Sunday, April 6, 2008

Once, I was a girl.

I'm getting my period, so my breasts are like whoa-hoa, and even my sports bra is struggling with this new load. This morning, as I roughly readjusted them, like a breast-feeding mother, I returned to the summer of 1997; all steamy in North Melbourne suburbia. For me, it was a time of floppy-haired boybands, Leonardo DiCaprio, and backyard trampolines.

On one particular evening, after an ICQ chat, I made a run for the trampoline, brimming with pride at my launch onto the warm and softened taurpaulin. Each jump brought me a coloured still-shot of neighbouring families eating their BBQ dinners, or running stump-to-stump in ritualistic cricket matches.

I had a routine. First I would jump sky high, then I would throw myself into a tight somesault. Back on my feet, I would fall on my arse, with legs outstreched in a 'V'. Then: on my feet, on my back, on my feet, somersault round, on my feet, on my stomach, on my back, on my feet. This could go on for hours, much to the bemusement of my mother, who would then have to call me in for dinner. On this particular evening, it only lasted until the "on my stomach" part as two sharp points of pain exploded in my chest. Winded, and clutching at my new boobs, I clambered off my old friend and ran off into the house.

For a long time after, I would observe the backyard trampoline from my kitchen with suspicion and contempt. I no longer paid heed to the white-flap of instructions, frayed and flapping in the breeze. I made certain to leave the trampoline in direct sunlight and when the pigeons shat all over it, I didn't scramble over with a wet cloth before the acidity ate through the plastic. And once I took up swimming as my main sport, the trampoline was shamed and relocated to the corner of the yard.

Summer soon moved on, and I was swimming in local heats. Naked in the changeroom afterwards, I would savour the click my new training bar would make, as I pretended I needed to readjust my breasts so that they would fit better. The other girls were jealous.

It was 1998; I had gotten over Leonardo DiCaprio; and I didn't even notice when the trampoline was given away to the younger family next door, until I got a still-shot of the girl in the sky. Up she jumped. Then somersaulted. Then she was back on her feet, on her back, on her feet, and then a really good V...

Wednesday, April 2, 2008

Iron Deficient

I'm walking around the city, being dogged by spinach cravings and feel that everything is slightly off today. Spring has finally pushed through the relentlessness of Winter, and on her insistence, this giant organism of a place has been sent into a frenzy. The streets, in spectacular resurrection, have flung up four months' worth of dust into the sky and enthusiastic commuters, with not enough hands for the ice-creams and cold drinks they're clambering after, are riding bikes, stockingless.

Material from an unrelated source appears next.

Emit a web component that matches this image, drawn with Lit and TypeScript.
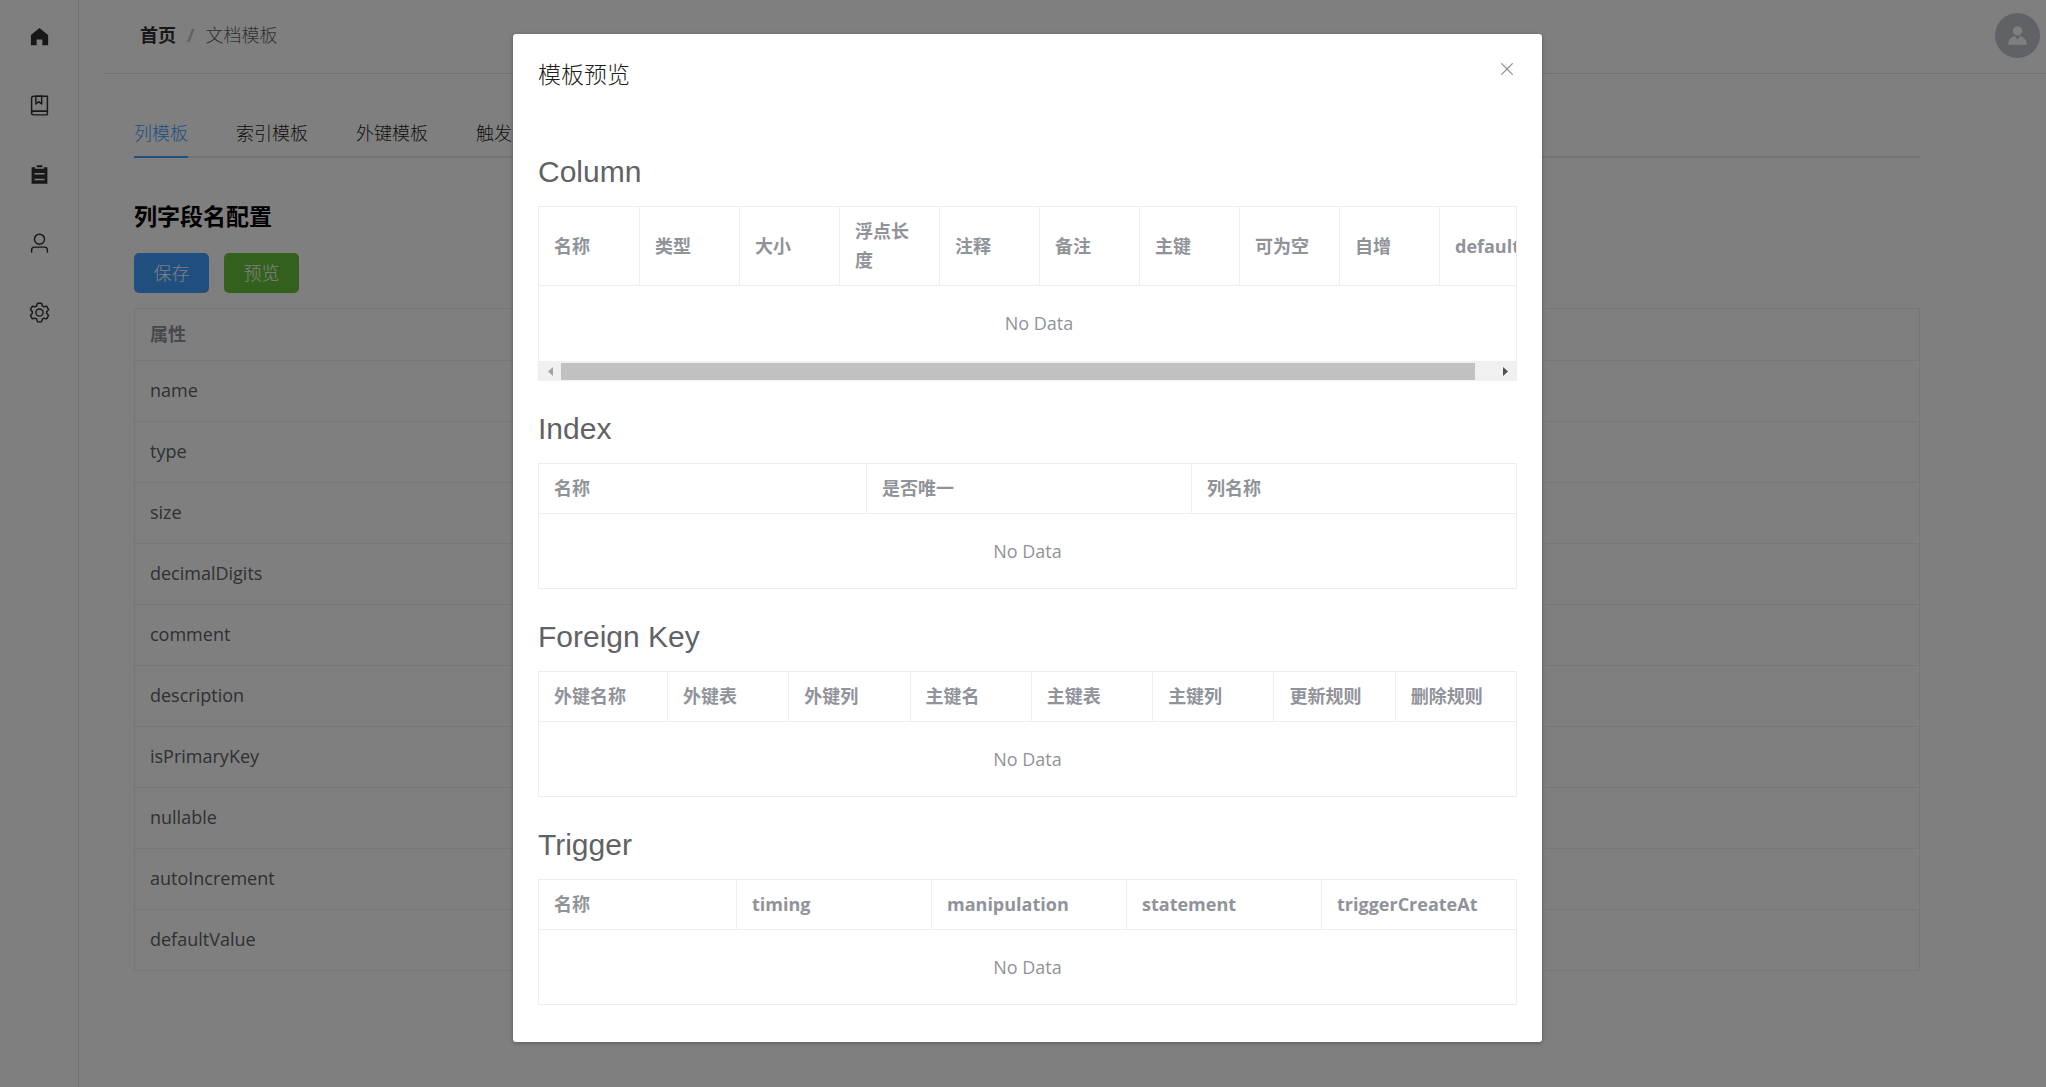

The gargantuan National Theatre, with its strong sand-stone architecture, has taken on a softer, pinkish hue. For a moment I pretend I am in Rome, before, tangentially, I am reminded of the fact that Poland almost held Madascar as a colony. This amusing caprice of history does not escape me and I slowly move my tongue over the words: Pax Romana, Pax Polonia.

Spring in Warsaw offers me my own personal history too, with this vivid regeneration stunning me with accute memories. As the new sun struggles to beat its rays through the city smog, I'm reminded of that crazy 2006-2007 summer when the bushfires, encroaching in on Melbourne, shrouded suburbia with smoke. I'm in Europe, with nary a gum-tree in sight, yet I think I am on Lygon St with the very particular smell of burning eucalypts sneaking into my nose.

I cross Swietokrzyska (haha), with its tooting taxis and impatient crowds, and let the descending humidity take me back to that brief time in Vietnam. It's enough to make me want to pull up a crate to mediocre British company and have a 20 cent beer from a dirty keg. And I really wouldn't be hard-pressed to trade in the stodgy Polish diet for a bowl of crisp baby spinach with slivers of braised pork. Hell, I even want to accosted by frantically waving mo-ped drivers, yelling in tongue I could only ever hope to master. There are frantic Vietnamese in Warsaw, certainly, but this is not their home and they look sad.

The city is in a process of rebirth , but its being slightly obstinate. On Plac Pilsudskiego, an image of a messianic Pope John Paul II is eerily projected onto the wall of an old building. The Pope, somehow neon-fantastic, flickers for a few seconds before disappearing to be replaced by something that I don't quite manage to catch. Everywhere I look there are plaques commemorating dead people and finished wars; all of them directing my reluctant gaze to the bulletholes in pre-war motar. It appears that Spring is here, but Poland doesn't want to be completely reborn.

I move away from Plac Pilsudskiego feeling a bit disenchanted and disconnected from the warm fronts colliding behind me. As I enter the penetrative lighting of Mini Europa, I direct my attention to the spinach cravings, growing irksomely stronger by the minute and think that, yeah, rebrith and regeneration are good, but I really don't want to be pregnant.